At present, the group heavily utilises encrypted communication channels such as Telegram, Matrix, Element, Threema, Rocket Chat and TeleGuard for recruitment, financial transactions, planning attacks, and tasking terrorists for execution, with almost minimal physical interaction. The vast majority of this correspondence is anonymous, with neither the sender nor the receiver ever knowing each other’s real identity.

Hence, when ISKP terrorists are caught, they can only reveal faceless and traceless encrypted channels as their point of contact. Furthermore, the group has established multiple digital communication channels to attract and recruit individuals from various regional ethnicities including Tajiks, Uzbeks, Afghans, Pakistanis, Turks, Iranian Sunni Arabs, Baloch, and Uighurs.

It is for this very reason that the ISKP poses a grave challenge for investigators seeking to learn more about the group’s capabilities and future intentions. Even senior ISKP members in custody tend to demonstrate limited knowledge of the group’s future operational plans.

“Arrested members of the group will only disclose information to a limited extent,” noted a senior Pakistan official, who wished not to be named. “They would be privy to a certain amount of the group’s operational information, but beyond that, they would be blank.

“Efforts to extract deeper insights from them have largely been unsuccessful, making it difficult to stay ahead of the group’s plans,” the official added.

It is also this very tactic that makes the terror outfit a global threat, with operational planning that surpasses the reach of many regional countries. “The group has exceeded its capabilities beyond the traditional scope of other jihadist groups,” said a senior US counter-terrorism official.

The official, speaking on condition of anonymity, pointed out that “there is a clear pathway to neutralising the group, but it requires global cooperation and Pakistan has a crucial role to play in this effort”.

Fueling mistrust

The ISKP has long sought to instigate a war between neighbouring countries or, at the very least, fuel mistrust among them. To some extent, it has succeeded in its efforts, as Pakistan, Afghanistan, and Tajikistan are now engaged in a war of words, accusing each other of harbouring the group’s operatives.

Soon after its inception in 2015, the militant group established bases in Afghanistan, referred to as “Tamkin” or “base”. Meanwhile, Tajikistan has also become a significant source of manpower for the group, with Tajik affiliates playing increasingly prominent roles in recent terror attacks across the region.

Over the past year alone, Tajik members of the ISKP have been involved in complex attacks in Russia, Iran, and Turkiye, as well as foiled plots in Europe. This intricate dynamic, where the group draws manpower from one country, uses another as a base, and a third as a corridor, has pit the three neighbouring countries against each other.

In doing so, the ISKP appears to be following a pattern similar to that of Al-Qaeda when the latter, as pointed out by analysts, carried out the 9/11 attacks to lure the US into a protracted guerrilla war in Afghanistan. Based on its modus operandi and propaganda monitoring, the ISKP seems intent on using the region as a staging ground for large-scale attacks in the US or Europe. This would likely draw Western forces into the region, trapping them in another prolonged and bloody conflict.

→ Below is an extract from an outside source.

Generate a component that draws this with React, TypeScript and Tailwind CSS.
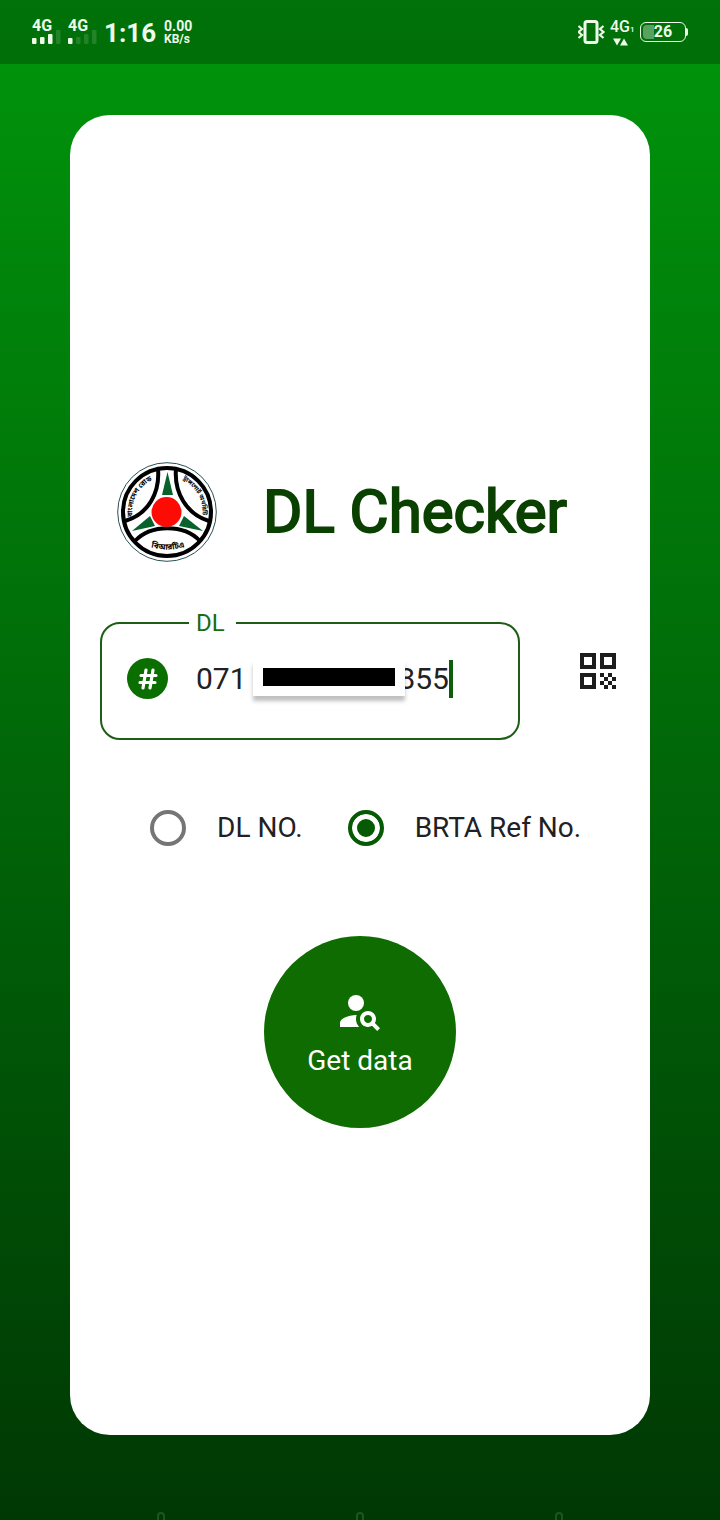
import { useState } from "react"
import { MdPersonSearch, MdQrCode } from "react-icons/md"

function SignalBars({ active }: { active: number }) {
  const heights = [6, 7, 10, 15]
  return (
    <div className="flex h-[46px] flex-col justify-end">
      <span className="text-base leading-4 font-bold">4G</span>
      <svg className="-mt-1 h-4 w-8" viewBox="0 0 32 16" fill="currentColor" aria-hidden="true">
        {heights.map((h, i) => (
          <rect key={h} x={i * 8} y={14 - h} width={4.5} height={h} rx={1} opacity={i < active ? 1 : 0.14} />
        ))}
      </svg>
    </div>
  )
}

function StatusBar() {
  return (
    <header className="flex h-16 items-start justify-between bg-black/24 px-8 text-[#effbea]">
      <div className="flex">
        <div className="flex gap-1">
          <SignalBars active={3} />
          <SignalBars active={1} />
        </div>
        <span className="ml-1 pt-[17px] text-[26px] leading-8 font-bold">1:16</span>
        <div className="ml-2 flex flex-col pt-5 font-bold">
          <span className="text-sm leading-[13px]">0.00</span>
          <span className="text-xs leading-[13px]">KB/s</span>
        </div>
      </div>
      <div className="flex h-16 items-center gap-1">
        <svg className="h-7 w-7" viewBox="0 0 28 28" fill="none" stroke="currentColor" aria-hidden="true">
          <rect x="7" y="3.500" width="12" height="21" rx="2" strokeWidth="3" />
          <path d="M0.500 8l3.500 3-3.500 3 3.500 3-3.500 3M25.500 8l-3.500 3 3.500 3-3.500 3 3.500 3" strokeWidth="2.200" />
        </svg>
        <div className="flex w-[26px] flex-col">
          <span className="text-base leading-4 font-medium whitespace-nowrap">
            4G<span className="text-[8px]">1</span>
          </span>
          <svg className="h-2 w-[22px]" viewBox="0 0 22 8" fill="currentColor" aria-hidden="true">
            <path d="M3 0.500h8l-4 7zM10 7.500h8l-4-7z" />
          </svg>
        </div>
        <div className="flex items-center">
          <div className="relative h-5 w-[46px] overflow-hidden rounded-md border border-current text-center text-base leading-[18px] font-bold">
            <div className="absolute inset-y-[2px] left-[2px] w-[11px] rounded-l bg-white/35" />
            <span className="relative">26</span>
          </div>
          <div className="h-2 w-[2px] rounded-r bg-current" />
        </div>
      </div>
    </header>
  )
}

function Logo() {
  return (
    <svg className="size-[100px]" viewBox="0 0 100 100" role="img" aria-label="BRTA">
      <defs>
        <path id="seal-left" d="M16 57A36 36 0 0 1 37 17" />
        <path id="seal-right" d="M62 16A37 37 0 0 1 85 57" />
        <path id="seal-bottom" d="M31 84Q50 91 71 84" />
      </defs>
      <circle cx="50" cy="50" r="49.3" fill="#fff" stroke="#123d3f" strokeWidth="0.9" />
      <g fill="none" stroke="#000" strokeWidth="4">
        <circle cx="50" cy="50" r="44" />
        <path d="M41 7C43 30 32 52 8 59" />
        <path d="M59 7C57 30 69 52 92 59" />
        <path d="M18 79C34 62 67 62 83 79" />
      </g>
      <g fill="#07622c">
        <path d="M50.500 10L45 33h11z" />
        <path d="M15 69L33 54l5 10z" />
        <path d="M86 69L67 54l-5 10z" />
      </g>
      <circle cx="49.500" cy="50" r="15" fill="#fe0b06" />
      <g className="font-[Noto_Sans_Bengali,sans-serif] font-bold" fill="#000" textAnchor="middle">
        <text fontSize="7">
          <textPath href="#seal-left" startOffset="50%">বাংলাদেশ রোড</textPath>
        </text>
        <text fontSize="6">
          <textPath href="#seal-right" startOffset="50%">ট্রান্সপোর্ট অথরিটি</textPath>
        </text>
        <text fontSize="8">
          <textPath href="#seal-bottom" startOffset="50%">বিআরটিএ</textPath>
        </text>
      </g>
    </svg>
  )
}

function NumberField() {
  // the figure space keeps the width of a digit
  const [value, setValue] = useState("071\u200700000000855")
  return (
    <fieldset className="h-[138px] min-w-0 flex-1 rounded-[20px] border-2 border-[#1b5e14] pl-[25px]">
      <legend className="ml-[62px] pr-[11px] pl-[7px] text-2xl leading-[42px] text-[#1b6a14]">
        <label htmlFor="dl">DL</label>
      </legend>
      <div className="flex items-center pt-[14px]">
        <span className="flex size-[41px] items-center justify-center rounded-full bg-[#0a6e00] text-white">
          <svg className="size-6" viewBox="0 0 24 24" fill="none" stroke="currentColor" strokeWidth="3.200" strokeLinecap="round" aria-hidden="true">
            <path d="M10 3L7 21M17 3l-3 18M5 8.500h15M4 15.500h15" />
          </svg>
        </span>
        <div className="relative ml-7 flex items-center">
          <input
            id="dl"
            value={value}
            onChange={(e) => setValue(e.target.value)}
            className="field-sizing-content text-[30px] leading-9 text-[#202124] outline-none"
          />
          <span className="h-[38px] w-1 bg-[#0f5c0c]" />
          <div className="absolute top-0 left-[57px] flex h-9 w-[152px] items-center bg-white px-[10px] pb-[2px] shadow-[0_5px_4px_rgba(0,0,0,0.25)]">
            <div className="h-[18px] w-full bg-black" />
          </div>
        </div>
      </div>
    </fieldset>
  )
}

function RadioOption({ label, value, defaultChecked }: { label: string; value: string; defaultChecked?: boolean }) {
  return (
    <label className="flex items-center gap-[31px] text-[28px] leading-9 whitespace-nowrap text-[#202124]">
      <input
        type="radio"
        name="kind"
        value={value}
        defaultChecked={defaultChecked}
        className="size-9 appearance-none rounded-full border-4 border-[#757575] bg-white checked:border-[#065a03] checked:bg-[#065a03] checked:shadow-[inset_0_0_0_5px_#fff]"
      />
      {label}
    </label>
  )
}

export default function App() {
  return (
    <div className="flex min-h-screen flex-col bg-linear-to-b/srgb from-[#00960c] to-[#003804] font-[Roboto,sans-serif]">
      <StatusBar />
      <main className="mx-[70px] mt-[51px] flex flex-1 flex-col justify-center rounded-[40px] bg-white pt-10">
        <div className="flex items-center gap-[46px] pl-[47px]">
          <Logo />
          <h1 className="text-[60px] leading-[72px] whitespace-nowrap text-[#0a4000] [-webkit-text-stroke:2px_#0a4000]">
            DL Checker
          </h1>
        </div>
        <div className="mt-10 flex items-center gap-[54px] pr-7 pl-[30px]">
          <NumberField />
          <button type="button" aria-label="Scan code" className="text-[#1d1d1d]">
            <MdQrCode className="size-12" />
          </button>
        </div>
        <div className="mt-[70px] flex gap-[45px] pl-20">
          <RadioOption label="DL NO." value="dl" />
          <RadioOption label="BRTA Ref No." value="ref" defaultChecked />
        </div>
        <button
          type="button"
          className="mt-[90px] flex size-48 flex-col items-center justify-center gap-[10px] self-center rounded-full bg-[#0f6c00] text-[28px] leading-8 text-white"
        >
          <MdPersonSearch className="size-12" />
          Get data
        </button>
      </main>
      <footer className="flex h-[85px] items-end justify-around overflow-hidden px-[61px]">
        <span className="-mb-1 h-3 w-2 rounded-full border-2 border-[#1c5720]" />
        <span className="-mb-1 h-3 w-2 rounded-full border-2 border-[#1c5720]" />
        <span className="-mb-1 h-3 w-2 rounded-full border-2 border-[#1c5720]" />
      </footer>
    </div>
  )
}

The ISKP’s pattern of attacks reveals a consistent strategy: launch an extensive propaganda campaign against the target — which could be a state, international organisation, Islamic sect or religious-political party — before striking it.

Subsequently, the group issues a “fatwa” (religious decree), authorising the attack followed by accumulating resources and then executing the operational plan to carry out the attack.

This pattern has been observed in several instances, including the attacks on the Russian Embassy and a Chinese hotel in Kabul, the attack on the Pakistani Charge d’affaires in the Afghan capital, the suicide attack in the Bajaur tribal district of Khyber Pakhtunkhwa targeting Pakistan’s largest religious-political party, the Jamiat Ulema-i-Islam-Fazl, the twin attacks in Iran’s Kerman and the recent attack on western tourists in Bamyan.

Negligence in countering the ISKP threat

The militant landscape in Pakistan is becoming increasingly complex due to the emergence of new outfits and the formation and consolidation of alliances between various factions.

Authorities have long prioritised the TTP threat over the ISKP, which is understandable given the latter’s long history, larger public presence, greater ideological appeal and prominent public propaganda efforts.

In contrast, the ISKP has an almost non-existent public presence, limited ideological appeal and secretive nature, as the group’s ideology is marginalised and its propagandists use pseudonyms or remain anonymous, with no public faces or identifiable names. However, despite these differences, the ISKP has demonstrated an alarming capability to carry out attacks of greater magnitude than the TTP or other regional militant entities.

The government’s failure to effectively counter the ISKP’s threat is evident in Bajaur where the group has carried out several targeted assassinations and large-scale attacks. Meanwhile, the authorities’ reactionary approach, focused solely on kinetics, only responds to the ISKP after large-scale attacks, allowing the group to continue its operations under the radar.

The lack of a comprehensive strategy to counter the ISKP, which relative to the TTP is still its nascent stages, enables the group to grow its tentacles in Pakistan, both operationally and ideologically. Currently, the group is heavily utilising Central Asian nationals for operations and revenue generation, but if it begins to use Pakistani soil or nationals for regional or global attacks, it could pose significant diplomatic challenges to the country, which is already battling insurgents on several other fronts.